The mathematical model shows that the average woman has only 12 per cent of her eggs left by the age of 30 and only three per cent by the age of 40.
It provides further evidence that women are born with a fixed number of eggs, which declines with increasing age.
Researchers hope it will be useful in predicting the age of menopause in healthy women and it may also help to preserve the fertility of women who undergo cancer treatment.
It is known that women are born with a supply of millions of eggs in their ovaries and that over time the number of eggs decreases until menopause.
The study, using data from women in the UK, US and Europe, tracked the development of a woman’s egg supply and found that it peaks at about 20 weeks after conception - while she is still in her mother’s womb.
From then, it declines until no eggs are left usually around 50-51 years.
By understanding the dynamics of ovarian reserve, we can predict which children and young people treated for cancer are most at risk of an early menopause.
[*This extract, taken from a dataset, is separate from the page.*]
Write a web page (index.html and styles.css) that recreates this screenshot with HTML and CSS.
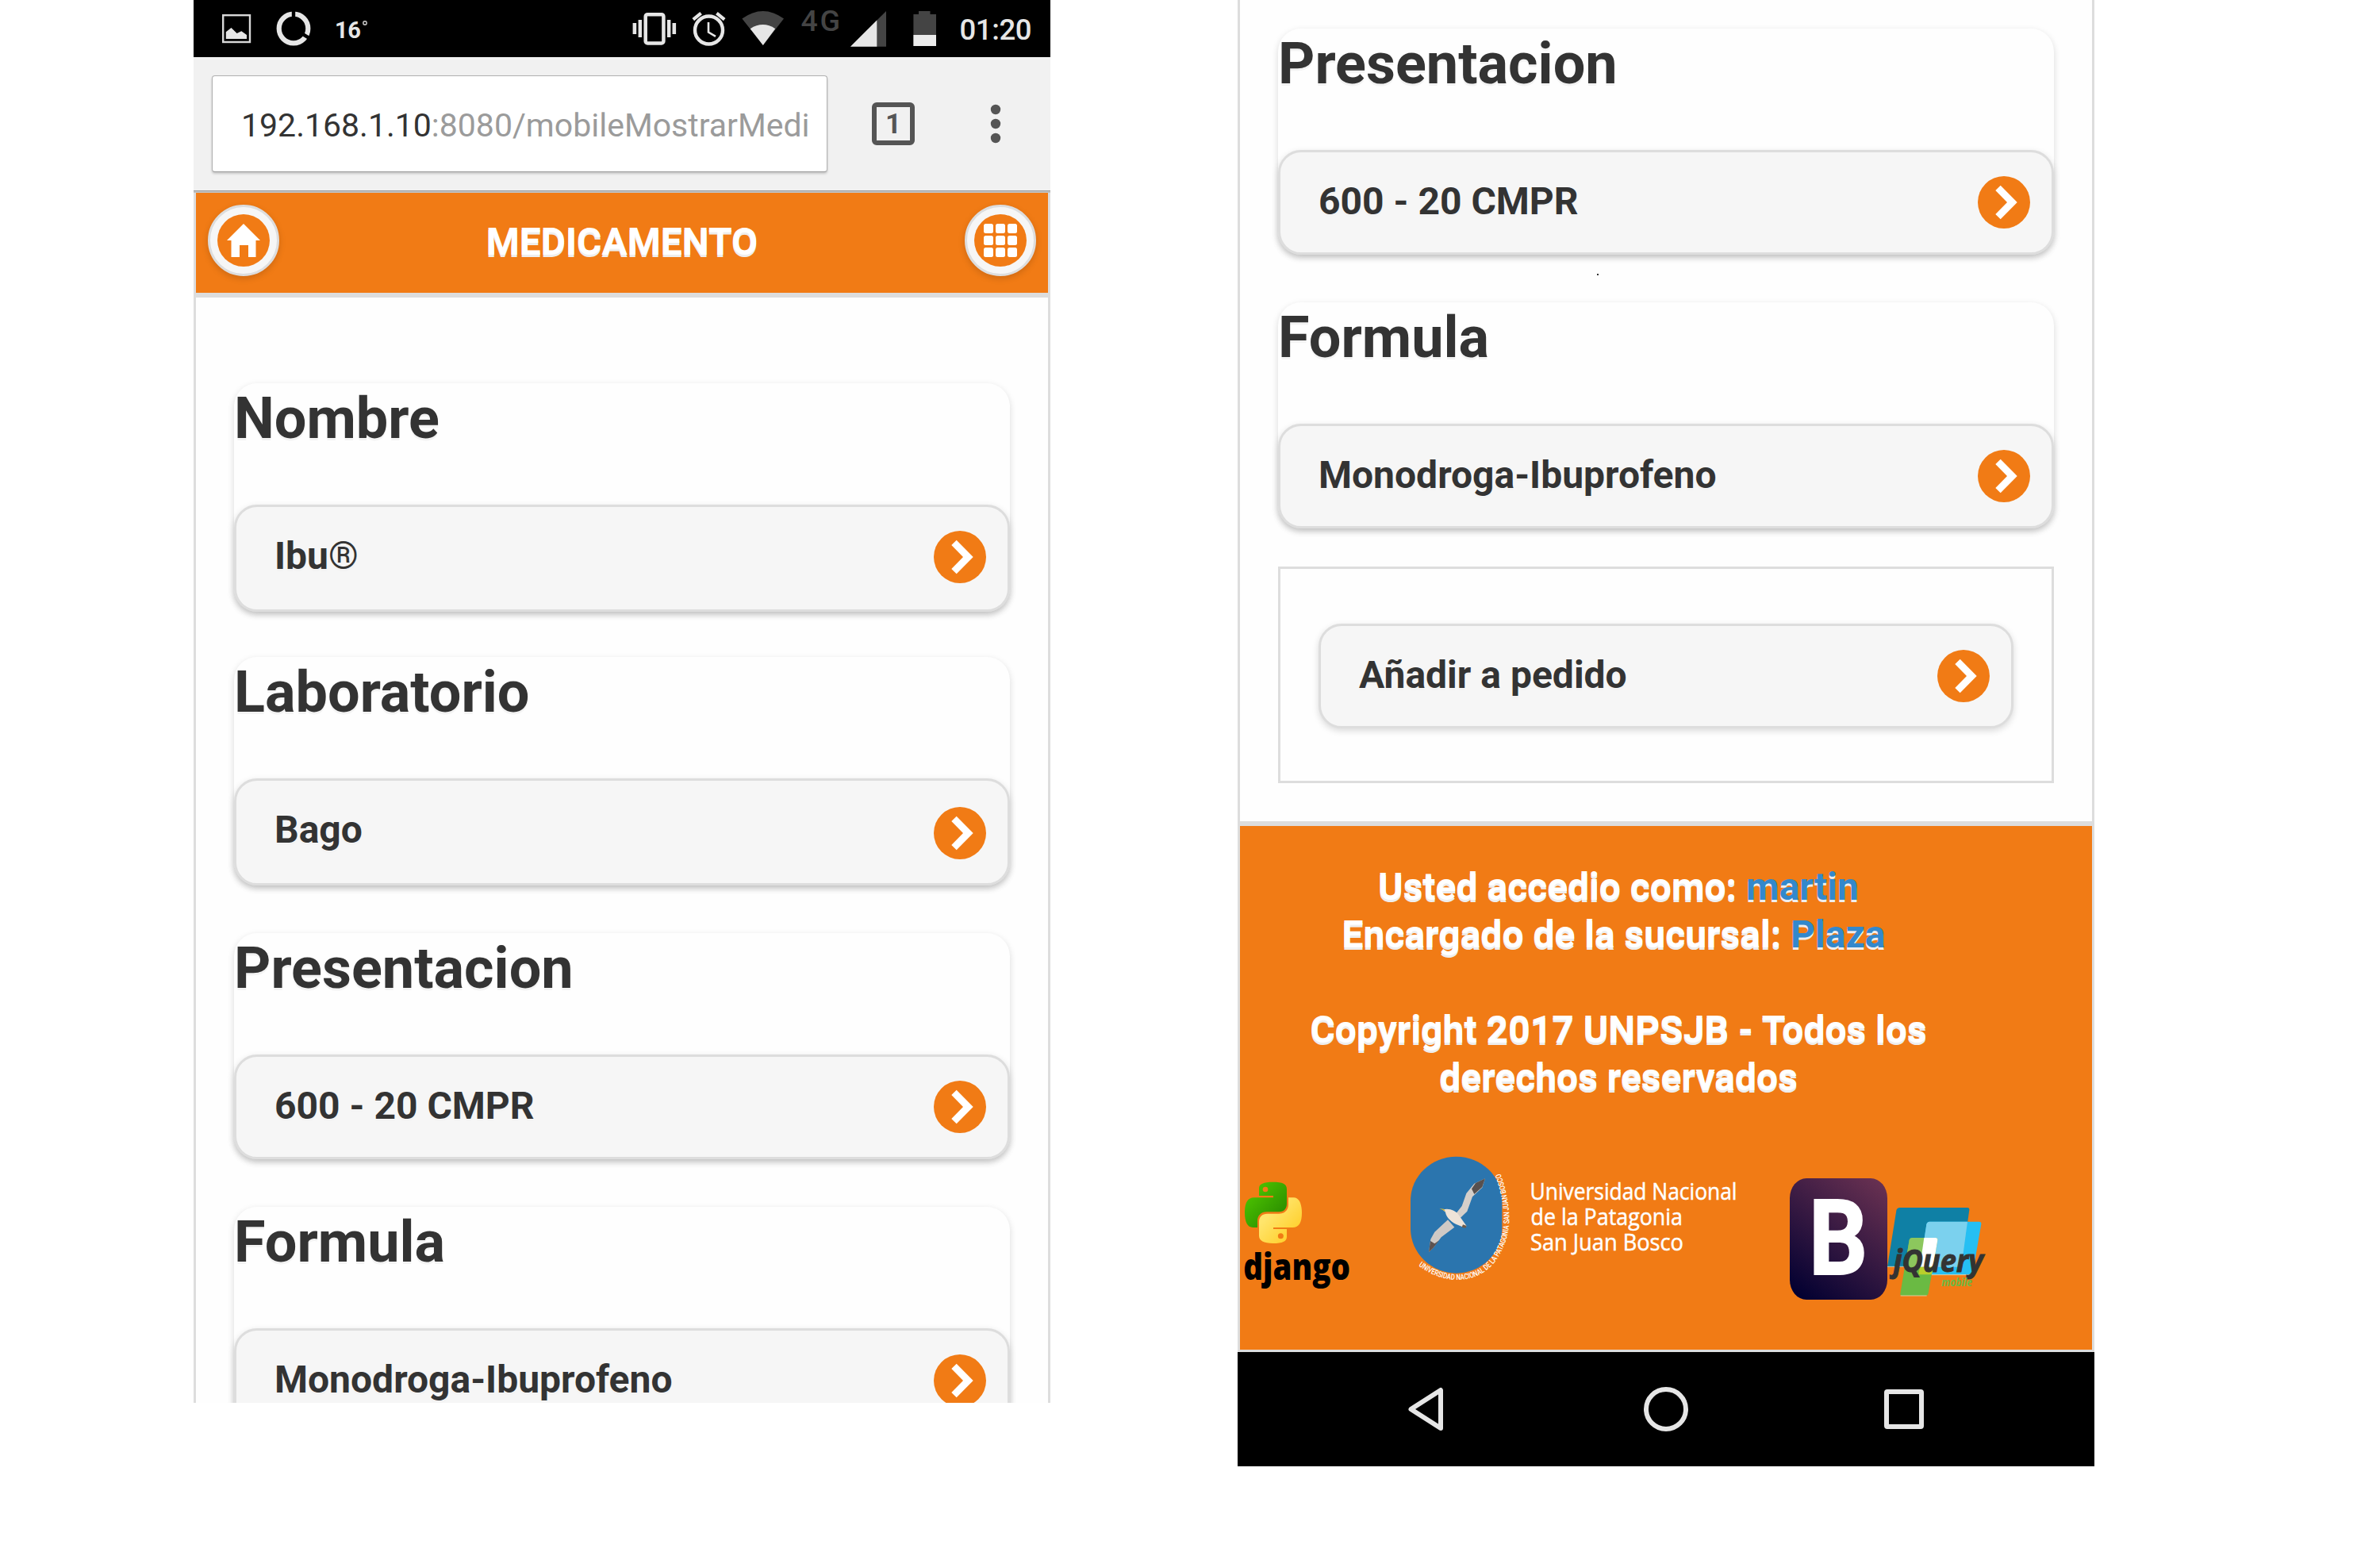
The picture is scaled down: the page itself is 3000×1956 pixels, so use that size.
FILE: index.html
```html
<!DOCTYPE html>
<html lang="es">
<head>
<meta charset="utf-8">
<title>Medicamento</title>
<link rel="stylesheet" href="styles.css">
</head>
<body>
<svg width="0" height="0" class="defs">
  <symbol id="go" viewBox="0 0 66 66">
    <circle cx="33" cy="33" r="33" fill="#f17b15"/>
    <path d="M22.3 18L28.7 11.8L49.7 33L28.7 54.2L22.3 48L37 33Z" fill="#fff"/>
  </symbol>
</svg>

<main class="board">
  <section class="phone phone-top">
    <div class="status">
      <svg width="1080" height="72" viewBox="244 0 1080 72">
        <g fill="#e6e6e6">
          <rect x="281.2" y="19.2" width="33.8" height="33.8" fill="none" stroke="#d8d8d8" stroke-width="2.4"/>
          <path d="M284.8 40.3L291.5 35L298.6 42L304.3 39.3L311 44V49H284.8Z"/>
          <circle cx="370" cy="36" r="18.3" fill="none" stroke="#e6e6e6" stroke-width="6.2"/>
          <path d="M370 12V26M380.5 42.3L392.4 49.6" stroke="#000" stroke-width="4.4" fill="none"/>
          <text x="422" y="47.8" font-size="29" font-weight="700" textLength="33">16</text>
          <circle cx="460" cy="29" r="2.2" fill="none" stroke="#ccc" stroke-width="1.4"/>
          <rect x="813.7" y="18.2" width="22.7" height="36.3" rx="2.5" fill="none" stroke="#e6e6e6" stroke-width="4.5"/>
          <path d="M797.6 29h4.6v14h-4.6zM804.6 25h4.4v22h-4.4zM841 25h4.4v22H841zM847.5 29h4.6v14h-4.6z"/>
          <g fill="none" stroke="#e6e6e6">
            <circle cx="893.5" cy="38" r="17.5" stroke-width="4.4"/>
            <path d="M893 28V40.6L902 45.8" stroke-width="2.6"/>
            <path d="M873.8 24.6L883.6 16.6M903.4 16.6L913.2 24.6" stroke-width="4.2"/>
          </g>
          <path d="M935.4 23.6Q961.8 4.6 988 23.6L961.8 57Z" fill="#444"/>
          <path d="M945.7 36.2Q961.8 26 977.2 36.2L961.8 57Z"/>
          <text x="1009.5" y="39" font-size="37.5" font-weight="500" fill="#444" textLength="49.5">4G</text>
          <path d="M1117 14V58.8H1072Z" fill="#444"/>
          <path d="M1105.3 25.6V58.8H1072Z"/>
          <path d="M1158 14h14.5v4h7.5v40h-28.6V18h6.6z" fill="#444"/>
          <path d="M1151.4 44H1180V58H1151.4Z" fill="#ececec"/>
          <text x="1209.5" y="50.2" font-size="36.5" font-weight="500" textLength="91">01:20</text>
        </g>
      </svg>
    </div>
    <div class="browser">
      <div class="url">192.168.1.10<span class="path">:8080/mobileMostrarMedi</span></div>
      <div class="tabs">1</div>
      <svg class="more" width="14" height="50" viewBox="0 0 14 50" fill="#555"><circle cx="7" cy="7" r="6.2"/><circle cx="7" cy="25" r="6.2"/><circle cx="7" cy="43" r="6.2"/></svg>
    </div>
    <div class="page">
      <header class="bar">
        <a class="round"><svg width="66" height="66" viewBox="0 0 66 66"><circle cx="33" cy="33" r="33" fill="#f17b15"/><path d="M33 12L54 33H48.5V54H39V39H28V54H17.500V33H12Z" fill="#fff"/></svg></a>
        <h1>MEDICAMENTO</h1>
        <a class="round"><svg width="66" height="66" viewBox="0 0 66 66"><circle cx="33" cy="33" r="33" fill="#f17b15"/><g fill="#fff"><rect x="12" y="12" width="12" height="12" rx="2.500"/><rect x="27" y="12" width="12" height="12" rx="2.500"/><rect x="42" y="12" width="12" height="12" rx="2.500"/><rect x="12" y="27" width="12" height="12" rx="2.500"/><rect x="27" y="27" width="12" height="12" rx="2.500"/><rect x="42" y="27" width="12" height="12" rx="2.500"/><rect x="12" y="42" width="12" height="12" rx="2.500"/><rect x="27" y="42" width="12" height="12" rx="2.500"/><rect x="42" y="42" width="12" height="12" rx="2.500"/></g></svg></a>
      </header>
      <div class="content content-top">
        <section class="group">
          <h2>Nombre</h2>
          <a class="item tall"><span>Ibu<span class="reg">®</span></span><svg class="go"><use href="#go"/></svg></a>
        </section>
        <section class="group">
          <h2>Laboratorio</h2>
          <a class="item tall low"><span>Bago</span><svg class="go"><use href="#go"/></svg></a>
        </section>
        <section class="group">
          <h2>Presentacion</h2>
          <a class="item"><span>600 - 20 CMPR</span><svg class="go"><use href="#go"/></svg></a>
        </section>
        <section class="group">
          <h2>Formula</h2>
          <a class="item"><span>Monodroga-Ibuprofeno</span><svg class="go"><use href="#go"/></svg></a>
        </section>
      </div>
    </div>
  </section>

  <section class="phone phone-bottom">
    <div class="page">
      <div class="content content-bottom">
        <section class="group">
          <h2>Presentacion</h2>
          <a class="item"><span>600 - 20 CMPR</span><svg class="go"><use href="#go"/></svg></a>
          <i class="speck"></i>
        </section>
        <section class="group">
          <h2>Formula</h2>
          <a class="item"><span>Monodroga-Ibuprofeno</span><svg class="go"><use href="#go"/></svg></a>
        </section>
        <div class="frame">
          <a class="item"><span>Añadir a pedido</span><svg class="go"><use href="#go"/></svg></a>
        </div>
      </div>
      <footer class="foot">
        <div class="credits">
          <p>Usted accedio como: <a>martin</a></p>
          <p>Encargado de la sucursal: <a>Plaza</a>&nbsp;</p>
          <p class="copy">Copyright 2017 UNPSJB - Todos los<br>derechos reservados</p>
        </div>
        <div class="logos">
          <svg class="django" width="134" height="139" viewBox="84 174 402 417">
            <defs>
              <linearGradient id="pg" x1="0" y1="0" x2="1" y2="1"><stop offset=".2" stop-color="#4abf00"/><stop offset=".8" stop-color="#2c9000"/></linearGradient>
              <linearGradient id="py" x1="0" y1="0" x2="1" y2="1"><stop offset=".3" stop-color="#ffe56c"/><stop offset=".8" stop-color="#ffd02f"/></linearGradient>
            </defs>
            <path d="M141 231V203C141 186 158 179 194 179C230 179 246 186 246 206V262C246 281 234 292 216 292H170C149 292 135 306 135 326V351H118C97 351 87 330 87 295C87 260 97 238 122 238H195V231Z" fill="url(#pg)"/>
            <circle cx="165" cy="207" r="10" fill="#f17b15"/>
            <path d="M252 238H272C293 238 303 262 303 296C303 330 293 351 268 351H195V357H246V386C246 403 230 411 194 411C158 411 141 401 141 382V330C141 311 153 299 172 299H216C239 299 252 284 252 264Z" fill="url(#py)"/>
            <circle cx="223" cy="383" r="10.500" fill="#f17b15"/>
            <text x="82" y="549" class="dj" textLength="404" lengthAdjust="spacingAndGlyphs">django</text>
          </svg>
          <svg class="seal" width="133" height="166" viewBox="702 72 399 498">
            <path id="rim" d="M744 496C850 575 985 570 1050 455C1100 370 1100 270 1048 130" fill="none"/>
            <path d="M887 83C980 83 1060 155 1060 250V355C1060 450 980 524 887 524C794 524 714 450 714 355V250C714 155 794 83 887 83Z" fill="#2b75ae"/>
            <path d="M996 166L955 185L925 222L908 270L886 298L903 314L928 290L948 235L985 200Z" fill="#d5cfca"/>
            <path d="M996 166L960 183L945 205L955 225L985 198Z" fill="#57504f"/>
            <path d="M855 322L805 368L790 395L783 444L800 428L830 388L880 350Z" fill="#cfc9c5"/>
            <path d="M789 402L783 444L800 428L822 400L805 412Z" fill="#5d5250"/>
            <path d="M836 284C850 278 872 280 892 298L926 346L918 352L885 338C862 326 848 308 846 293Z" fill="#eee3d8"/>
            <path d="M823 279L840 281L846 290Z" fill="#c9b23c"/>
            <path d="M912 340L926 345L922 353L908 350Z" fill="#6b5b4c"/>
            <text class="rimtext" textLength="672" lengthAdjust="spacingAndGlyphs"><textPath href="#rim" startOffset="0" textLength="672" lengthAdjust="spacingAndGlyphs">UNIVERSIDAD NACIONAL DE LA PATAGONIA SAN JUAN BOSCO</textPath></text>
          </svg>
          <svg class="uni" width="262" height="110" viewBox="1928 1480 262 110">
            <text x="1928.500" y="1511.700" textLength="261" lengthAdjust="spacingAndGlyphs">Universidad Nacional</text>
            <text x="1929.500" y="1544" textLength="191.500" lengthAdjust="spacingAndGlyphs">de la Patagonia</text>
            <text x="1929" y="1576" textLength="193" lengthAdjust="spacingAndGlyphs">San Juan Bosco</text>
          </svg>
          <div class="bootstrap"><span>B</span></div>
          <svg class="jquery" width="124" height="114" viewBox="477 213 372 342">
            <path d="M525 216H780Q788 216 787 224L757 440H477L511 227Q513 216 525 216Z" fill="#0f80a5"/>
            <path d="M637 269H824Q833 269 832 278L800 462Q798 470 790 470H596L625 280Q627 269 637 269Z" fill="#26bff3"/>
            <path d="M637 269H780L757 440H600L625 280Q627 269 637 269Z" fill="#7bd1ee"/>
            <path d="M570 330H659Q668 330 667 339L632 540Q630 549 622 549H532Q525 549 526 541L560 338Q562 330 570 330Z" fill="#6aba43"/>
            <path d="M570 330H617L600 440H543L560 338Q562 330 570 330Z" fill="#8cc75d"/>
            <path d="M616 330H659Q668 330 667 339L650 440H600Z" fill="#fff"/>
            <path d="M600 440H650L645 469H595Z" fill="#b9cf2b"/>
            <path d="M477 439H543M527 549H626M645 470H795" stroke="#e9d9b0" stroke-width="2.500"/>
            <text x="500" y="460" class="jq" textLength="340" lengthAdjust="spacingAndGlyphs">jQuery</text>
            <text x="682" y="512" class="jm" textLength="116" lengthAdjust="spacingAndGlyphs">mobile</text>
          </svg>
        </div>
      </footer>
    </div>
    <nav class="keys">
      <svg width="60" height="60" viewBox="0 0 60 60"><path d="M46 6V54L8.500 30Z"/></svg>
      <svg width="60" height="60" viewBox="0 0 60 60"><circle cx="30" cy="30" r="25"/></svg>
      <svg width="60" height="60" viewBox="0 0 60 60"><rect x="8" y="8" width="44" height="44" rx="1"/></svg>
    </nav>
  </section>
</main>
</body>
</html>
```
FILE: styles.css
```css
* { box-sizing: border-box; }
body {
  margin: 0;
  background: #fff;
  color: #333;
  font-family: Roboto, sans-serif;
}
.defs { display: block; height: 0; }
h1, h2, p { margin: 0; }
svg { display: block; flex: none; overflow: visible; }

.board {
  display: flex;
  align-items: flex-start;
  gap: 236px;
  height: 1956px;
  padding-left: 244px;
  overflow: hidden;
}
.phone { width: 1080px; overflow: hidden; }
.phone-top { height: 1768px; }
.phone-bottom { height: 1848px; }

.status { height: 72px; background: #000; }

.browser {
  display: flex;
  align-items: center;
  height: 171px;
  padding: 0 62px 3px 23px;
  background: linear-gradient(#999 0 1px, #c2c2c2 1px) 0 100% / 100% 3px no-repeat #f1f1f1;
}
.url {
  width: 776px;
  height: 122px;
  padding-left: 36px;
  border: 1px solid #b0b0b0;
  border-bottom-color: #999;
  border-radius: 4px;
  background: #fff;
  box-shadow: 0 2px 3px rgba(0, 0, 0, .18);
  font-size: 41px;
  line-height: 124px;
  white-space: nowrap;
}
.path { color: #9b9b9b; }
.tabs {
  width: 54px;
  height: 54px;
  margin-left: 56px;
  border: 6px solid #555;
  border-radius: 6px;
  color: #555;
  font-size: 35px;
  font-weight: 700;
  line-height: 43px;
  text-align: center;
}
.more { margin-left: auto; }

.page {
  border: solid #ddd;
  border-width: 0 3px;
  background: #fefefe;
}
.bar {
  display: flex;
  align-items: flex-start;
  justify-content: space-between;
  height: 132px;
  padding: 15px;
  border-bottom: 6px solid #ddd;
  background: #f17b15;
}
.round {
  display: flex;
  align-items: center;
  justify-content: center;
  width: 90px;
  height: 90px;
  border: 3px solid #ddd;
  border-radius: 50%;
  background: #f6f6f6;
  box-shadow: 0 3px 9px rgba(0, 0, 0, .15);
}
.bar h1 {
  padding-top: 17px;
  color: #fff;
  font-size: 48px;
  line-height: 60px;
  text-shadow: 0 3px 0 #eee;
}

.content { padding: 0 48px; }
.content-top { padding-top: 108px; }
.content-bottom { height: 1035px; padding-top: 36px; }

.group {
  position: relative;
  height: 285px;
  margin-bottom: 60px;
  border-radius: 29px;
  box-shadow: 0 3px 9px rgba(0, 0, 0, .15);
}
.group h2 {
  height: 153px;
  font-size: 72px;
  line-height: 89px;
  text-shadow: 0 3px 0 #f3f3f3;
}
.group:has(.tall) { height: 288px; margin-bottom: 57px; }
.group:has(.low) { margin-bottom: 60px; }

.item {
  display: flex;
  justify-content: space-between;
  height: 132px;
  padding: 30px 27px 0 48px;
  border: 3px solid #ddd;
  border-radius: 29px;
  background: #f6f6f6;
  box-shadow: 0 3px 9px rgba(0, 0, 0, .15);
  font-size: 48px;
  font-weight: 700;
  line-height: 64px;
  text-shadow: 0 3px 0 #f3f3f3;
}
.tall { height: 135px; }
.reg { font-weight: 400; }
.go { width: 66px; height: 66px; }
.low .go { margin-top: 3px; }

.speck {
  position: absolute;
  left: 402px;
  top: 309px;
  width: 2px;
  height: 2px;
  background: #333;
}

.frame {
  height: 273px;
  margin-top: -12px;
  padding: 69px 48px;
  border: 3px solid #ddd;
}

.foot {
  height: 669px;
  border: solid #ddd;
  border-width: 6px 0 3px;
  background: #f17b15;
}
.credits {
  padding: 47px 120px 0 0;
  color: #fff;
  font-size: 48px;
  font-weight: 700;
  line-height: 60px;
  text-align: center;
  text-shadow: 0 3px 0 #eee;
}
.credits a { color: #38c; }
.copy { margin-top: 60px; }

.logos {
  display: flex;
  align-items: flex-start;
  margin-top: 66px;
  padding-left: 5px;
}
.django { margin-top: 34px; }
.dj { font: 800 140px "Open Sans", sans-serif; }
.seal { margin-left: 72px; }
.rimtext { fill: #fff; font: 500 30px Roboto, sans-serif; }
.uni {
  margin: 26px 0 0 21px;
  fill: #fff;
  stroke: #fff;
  stroke-width: .5;
  font: 400 28.5px "Open Sans", sans-serif;
}
.bootstrap {
  display: flex;
  justify-content: center;
  width: 123px;
  height: 153px;
  margin: 31px 0 0 66px;
  border-radius: 21px / 25px;
  background: linear-gradient(37deg, #020031 5%, #6d3353 100%);
  color: #fff;
  font: 700 132px/153px Roboto, sans-serif;
  -webkit-text-stroke: 2px #fff;
}
.bootstrap span { transform: scaleX(.88); }
.jquery { margin-top: 67px; }
.jq { fill: #333; stroke: #333; stroke-width: 3; font: italic 700 118px "Open Sans", sans-serif; }
.jm { fill: #6aba43; font: italic 700 44px "Open Sans", sans-serif; }

.keys {
  display: flex;
  justify-content: center;
  align-items: center;
  gap: 240px;
  height: 144px;
  background: #000;
  fill: none;
  stroke: #e6e6e6;
  stroke-width: 6;
  stroke-linejoin: round;
}
```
These patients may benefit from having their eggs frozen before cancer treatment starts.
Dr Tom Kelsey who worked on the project at the University of St Andrews explained, “At around the age of 14, something happens that we’ve never seen before: the rate of recruitment of immature eggs towards mature eggs drops off and we don’t know why. Of course at that age there are a lot of hormonal changes that might account for this new observation”.
The research is funded by the Wallace-Kelsey Research Foundation Trust and is published by PLoS One.